*What is being asked*
Nothing outside the lines from the one containing "Write a component" down to the one containing "MdMoreVert, MdSearch, MdTune" belongs in the copy; print that span exactly, both ends included, with pictures removed.

*Information shown*
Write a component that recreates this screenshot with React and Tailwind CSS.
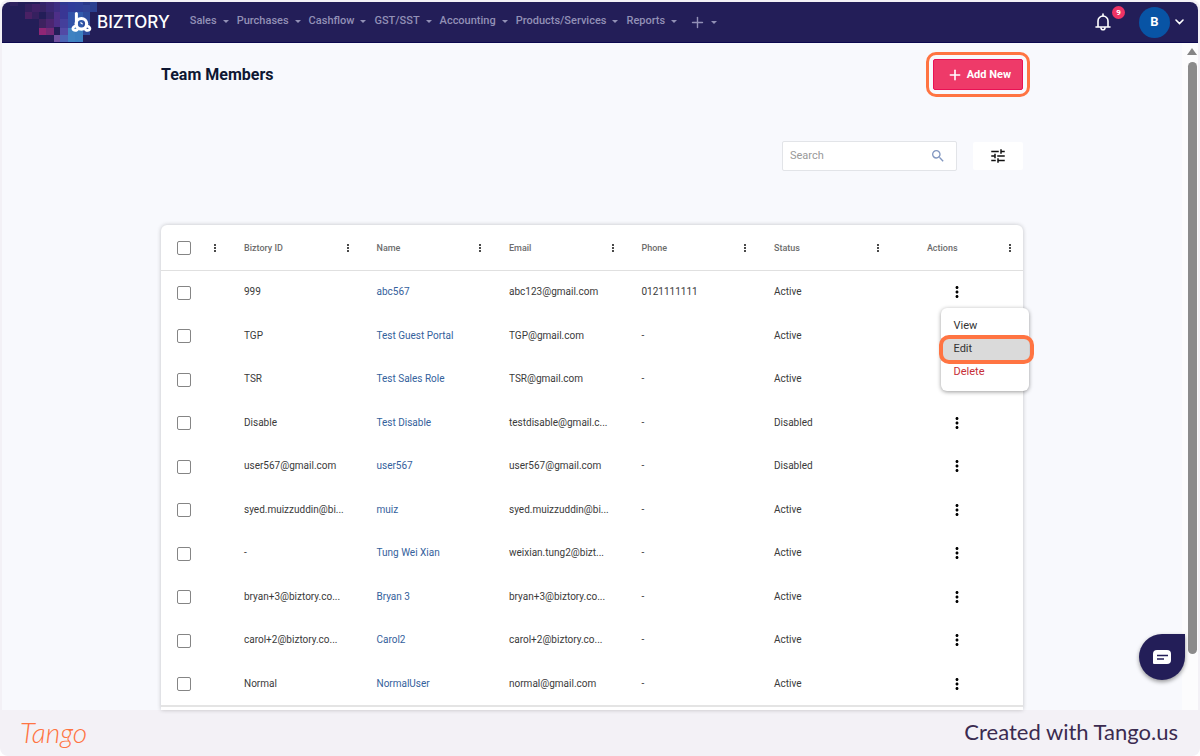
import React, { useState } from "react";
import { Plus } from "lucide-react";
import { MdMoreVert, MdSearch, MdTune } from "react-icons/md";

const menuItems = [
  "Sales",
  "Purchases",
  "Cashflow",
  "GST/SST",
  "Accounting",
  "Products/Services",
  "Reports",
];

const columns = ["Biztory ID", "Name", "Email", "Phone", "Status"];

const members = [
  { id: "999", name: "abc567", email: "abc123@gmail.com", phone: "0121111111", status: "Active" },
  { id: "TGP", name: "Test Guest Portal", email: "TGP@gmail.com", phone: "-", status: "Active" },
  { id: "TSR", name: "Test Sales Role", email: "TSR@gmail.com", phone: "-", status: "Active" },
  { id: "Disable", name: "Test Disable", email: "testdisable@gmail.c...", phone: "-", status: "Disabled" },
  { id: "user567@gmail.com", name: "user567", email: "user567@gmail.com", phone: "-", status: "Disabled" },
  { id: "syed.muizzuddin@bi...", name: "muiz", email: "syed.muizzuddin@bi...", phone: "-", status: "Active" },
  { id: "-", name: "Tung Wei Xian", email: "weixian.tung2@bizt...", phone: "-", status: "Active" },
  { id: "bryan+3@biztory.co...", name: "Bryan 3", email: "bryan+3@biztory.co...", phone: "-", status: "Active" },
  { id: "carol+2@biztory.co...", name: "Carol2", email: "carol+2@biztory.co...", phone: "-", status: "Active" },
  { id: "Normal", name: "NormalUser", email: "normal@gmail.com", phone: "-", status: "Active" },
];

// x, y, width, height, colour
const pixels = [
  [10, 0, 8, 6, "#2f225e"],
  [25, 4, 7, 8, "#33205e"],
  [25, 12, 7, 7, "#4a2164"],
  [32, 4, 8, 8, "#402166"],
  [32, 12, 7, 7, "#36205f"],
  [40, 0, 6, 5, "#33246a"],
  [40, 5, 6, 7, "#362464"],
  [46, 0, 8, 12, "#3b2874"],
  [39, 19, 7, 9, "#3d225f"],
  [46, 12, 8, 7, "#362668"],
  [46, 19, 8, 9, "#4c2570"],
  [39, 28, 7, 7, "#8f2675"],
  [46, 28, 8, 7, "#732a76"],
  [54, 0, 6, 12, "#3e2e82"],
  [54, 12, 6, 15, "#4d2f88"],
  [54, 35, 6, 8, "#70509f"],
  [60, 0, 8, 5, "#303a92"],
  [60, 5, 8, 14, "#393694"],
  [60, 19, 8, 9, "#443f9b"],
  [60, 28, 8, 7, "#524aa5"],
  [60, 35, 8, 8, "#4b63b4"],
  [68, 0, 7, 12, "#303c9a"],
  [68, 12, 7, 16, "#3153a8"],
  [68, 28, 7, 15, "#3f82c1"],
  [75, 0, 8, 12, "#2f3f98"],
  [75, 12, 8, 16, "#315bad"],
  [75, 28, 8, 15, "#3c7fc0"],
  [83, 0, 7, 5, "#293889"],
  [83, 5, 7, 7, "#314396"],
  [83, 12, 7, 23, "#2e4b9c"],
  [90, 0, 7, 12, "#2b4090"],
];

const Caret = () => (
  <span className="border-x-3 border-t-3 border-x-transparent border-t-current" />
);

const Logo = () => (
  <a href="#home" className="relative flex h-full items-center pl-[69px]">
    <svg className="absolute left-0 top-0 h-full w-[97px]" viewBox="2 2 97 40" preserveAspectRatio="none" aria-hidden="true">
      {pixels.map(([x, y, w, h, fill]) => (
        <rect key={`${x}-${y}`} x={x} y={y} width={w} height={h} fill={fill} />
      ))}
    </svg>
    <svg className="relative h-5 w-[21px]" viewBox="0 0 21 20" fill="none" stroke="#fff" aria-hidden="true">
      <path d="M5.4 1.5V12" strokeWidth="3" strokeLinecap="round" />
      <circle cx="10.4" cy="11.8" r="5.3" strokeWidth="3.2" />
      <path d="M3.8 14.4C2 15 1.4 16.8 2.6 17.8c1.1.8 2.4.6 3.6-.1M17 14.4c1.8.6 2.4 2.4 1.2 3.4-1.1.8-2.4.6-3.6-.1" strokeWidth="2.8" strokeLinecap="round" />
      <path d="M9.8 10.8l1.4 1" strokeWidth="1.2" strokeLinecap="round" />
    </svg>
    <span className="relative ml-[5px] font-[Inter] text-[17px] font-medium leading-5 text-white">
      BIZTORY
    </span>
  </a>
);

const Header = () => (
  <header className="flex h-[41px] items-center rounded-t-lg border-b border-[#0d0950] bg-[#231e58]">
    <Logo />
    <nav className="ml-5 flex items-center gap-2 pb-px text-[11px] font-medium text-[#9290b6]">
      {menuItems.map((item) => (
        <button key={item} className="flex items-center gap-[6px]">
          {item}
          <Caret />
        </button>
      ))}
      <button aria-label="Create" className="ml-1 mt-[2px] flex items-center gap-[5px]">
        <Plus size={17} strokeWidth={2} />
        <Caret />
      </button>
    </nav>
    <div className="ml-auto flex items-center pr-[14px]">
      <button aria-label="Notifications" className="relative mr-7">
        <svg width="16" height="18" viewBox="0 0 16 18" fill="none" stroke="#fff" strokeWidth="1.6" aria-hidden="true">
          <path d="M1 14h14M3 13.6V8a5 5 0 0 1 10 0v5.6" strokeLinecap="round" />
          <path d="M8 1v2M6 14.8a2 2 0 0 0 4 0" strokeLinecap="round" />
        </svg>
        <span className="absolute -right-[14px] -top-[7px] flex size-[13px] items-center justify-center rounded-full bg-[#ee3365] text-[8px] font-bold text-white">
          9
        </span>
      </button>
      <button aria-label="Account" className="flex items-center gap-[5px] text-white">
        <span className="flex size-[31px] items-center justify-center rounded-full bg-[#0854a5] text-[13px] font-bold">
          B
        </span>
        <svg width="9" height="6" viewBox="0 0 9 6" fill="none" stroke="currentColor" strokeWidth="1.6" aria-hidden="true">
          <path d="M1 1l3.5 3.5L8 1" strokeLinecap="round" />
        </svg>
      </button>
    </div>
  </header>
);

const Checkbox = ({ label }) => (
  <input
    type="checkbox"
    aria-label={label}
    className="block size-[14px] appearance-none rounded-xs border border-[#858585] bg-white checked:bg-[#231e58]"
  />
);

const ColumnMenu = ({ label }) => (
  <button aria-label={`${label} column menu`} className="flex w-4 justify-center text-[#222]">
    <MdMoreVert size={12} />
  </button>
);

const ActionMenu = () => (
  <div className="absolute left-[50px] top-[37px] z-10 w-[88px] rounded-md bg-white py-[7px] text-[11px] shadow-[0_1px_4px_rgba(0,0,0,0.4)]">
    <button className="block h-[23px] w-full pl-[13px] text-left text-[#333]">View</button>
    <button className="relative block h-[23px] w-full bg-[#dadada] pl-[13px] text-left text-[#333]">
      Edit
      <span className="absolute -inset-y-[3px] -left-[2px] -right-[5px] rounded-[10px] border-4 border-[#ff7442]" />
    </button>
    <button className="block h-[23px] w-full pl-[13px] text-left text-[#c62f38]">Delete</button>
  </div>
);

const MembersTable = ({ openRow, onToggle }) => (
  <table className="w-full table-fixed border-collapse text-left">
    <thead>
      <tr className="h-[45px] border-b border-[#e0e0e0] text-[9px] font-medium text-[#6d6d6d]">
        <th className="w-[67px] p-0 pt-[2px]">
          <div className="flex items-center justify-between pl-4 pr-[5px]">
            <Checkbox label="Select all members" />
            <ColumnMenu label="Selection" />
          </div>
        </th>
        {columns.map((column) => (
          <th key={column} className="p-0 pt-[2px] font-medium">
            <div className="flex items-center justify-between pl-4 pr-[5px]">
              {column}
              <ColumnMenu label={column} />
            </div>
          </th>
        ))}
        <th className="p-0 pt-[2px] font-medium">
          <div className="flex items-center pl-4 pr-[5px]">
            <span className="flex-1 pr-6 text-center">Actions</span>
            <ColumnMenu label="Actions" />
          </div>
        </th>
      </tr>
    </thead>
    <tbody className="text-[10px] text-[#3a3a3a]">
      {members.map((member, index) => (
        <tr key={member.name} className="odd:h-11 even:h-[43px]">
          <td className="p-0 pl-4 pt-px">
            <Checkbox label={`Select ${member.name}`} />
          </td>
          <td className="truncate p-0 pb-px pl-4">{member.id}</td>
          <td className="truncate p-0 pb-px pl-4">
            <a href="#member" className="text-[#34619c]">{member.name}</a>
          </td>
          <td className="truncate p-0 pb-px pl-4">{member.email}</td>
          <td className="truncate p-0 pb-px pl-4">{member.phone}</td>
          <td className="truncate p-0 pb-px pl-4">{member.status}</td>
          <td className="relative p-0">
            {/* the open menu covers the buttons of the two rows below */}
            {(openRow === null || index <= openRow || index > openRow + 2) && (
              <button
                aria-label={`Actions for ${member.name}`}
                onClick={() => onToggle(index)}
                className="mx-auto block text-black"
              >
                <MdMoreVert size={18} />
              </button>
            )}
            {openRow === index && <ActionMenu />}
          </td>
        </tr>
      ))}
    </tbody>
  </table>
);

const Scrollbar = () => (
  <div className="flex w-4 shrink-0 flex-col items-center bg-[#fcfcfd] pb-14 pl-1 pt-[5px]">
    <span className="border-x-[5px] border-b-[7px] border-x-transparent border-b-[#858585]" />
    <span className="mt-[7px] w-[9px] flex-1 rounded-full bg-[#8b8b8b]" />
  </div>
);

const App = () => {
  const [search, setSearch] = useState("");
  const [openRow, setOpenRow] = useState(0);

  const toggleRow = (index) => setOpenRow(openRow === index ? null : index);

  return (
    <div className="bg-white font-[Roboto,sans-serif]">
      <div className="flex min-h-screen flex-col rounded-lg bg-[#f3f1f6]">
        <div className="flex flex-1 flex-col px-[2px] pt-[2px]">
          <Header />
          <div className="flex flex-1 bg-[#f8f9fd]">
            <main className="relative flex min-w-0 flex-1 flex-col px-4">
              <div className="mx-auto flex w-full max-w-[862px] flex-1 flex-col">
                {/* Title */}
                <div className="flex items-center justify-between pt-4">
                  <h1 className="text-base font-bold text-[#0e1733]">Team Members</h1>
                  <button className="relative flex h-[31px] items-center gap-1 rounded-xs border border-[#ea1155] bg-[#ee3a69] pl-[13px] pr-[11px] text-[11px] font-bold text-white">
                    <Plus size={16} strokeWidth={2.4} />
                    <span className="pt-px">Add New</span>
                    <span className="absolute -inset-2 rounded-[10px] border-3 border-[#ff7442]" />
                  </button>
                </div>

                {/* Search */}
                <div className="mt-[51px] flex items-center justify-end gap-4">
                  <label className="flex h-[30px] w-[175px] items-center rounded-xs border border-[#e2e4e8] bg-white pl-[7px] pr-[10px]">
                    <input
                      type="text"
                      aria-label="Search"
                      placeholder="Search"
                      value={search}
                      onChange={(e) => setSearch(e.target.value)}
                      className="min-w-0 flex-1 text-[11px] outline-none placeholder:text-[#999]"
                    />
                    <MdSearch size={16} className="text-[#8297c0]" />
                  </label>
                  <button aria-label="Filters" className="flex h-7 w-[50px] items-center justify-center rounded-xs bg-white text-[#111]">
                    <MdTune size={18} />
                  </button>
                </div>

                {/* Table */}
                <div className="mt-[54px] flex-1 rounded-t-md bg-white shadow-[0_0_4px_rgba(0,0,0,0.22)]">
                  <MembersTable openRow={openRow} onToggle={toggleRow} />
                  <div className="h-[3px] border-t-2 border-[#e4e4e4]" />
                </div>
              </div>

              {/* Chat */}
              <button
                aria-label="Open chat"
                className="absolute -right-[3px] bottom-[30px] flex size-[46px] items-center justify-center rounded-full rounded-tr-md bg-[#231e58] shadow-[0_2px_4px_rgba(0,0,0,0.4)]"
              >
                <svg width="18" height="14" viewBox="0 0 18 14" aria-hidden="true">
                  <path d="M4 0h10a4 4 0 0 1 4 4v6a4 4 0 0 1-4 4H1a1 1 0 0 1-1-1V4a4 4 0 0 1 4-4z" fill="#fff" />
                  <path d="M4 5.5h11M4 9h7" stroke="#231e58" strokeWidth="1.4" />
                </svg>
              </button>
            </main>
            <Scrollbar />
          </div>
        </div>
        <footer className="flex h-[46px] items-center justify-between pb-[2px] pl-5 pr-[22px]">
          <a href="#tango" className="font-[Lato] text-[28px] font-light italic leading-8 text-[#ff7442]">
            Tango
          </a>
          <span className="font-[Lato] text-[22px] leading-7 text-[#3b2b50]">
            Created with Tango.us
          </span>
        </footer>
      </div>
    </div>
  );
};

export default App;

==

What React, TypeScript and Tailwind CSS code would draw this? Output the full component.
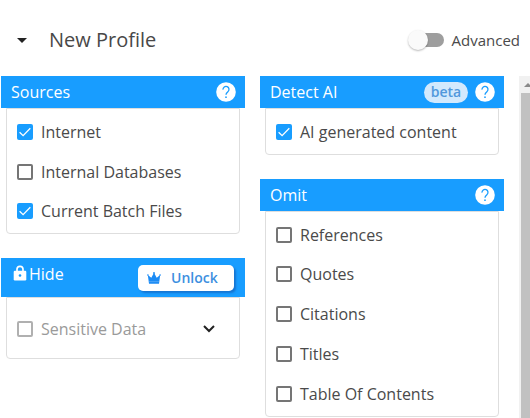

*The completed task*
Write a component that recreates this screenshot with React and Tailwind CSS.
import React, { useState } from "react";
import { Plus } from "lucide-react";
import { MdMoreVert, MdSearch, MdTune } from "react-icons/md";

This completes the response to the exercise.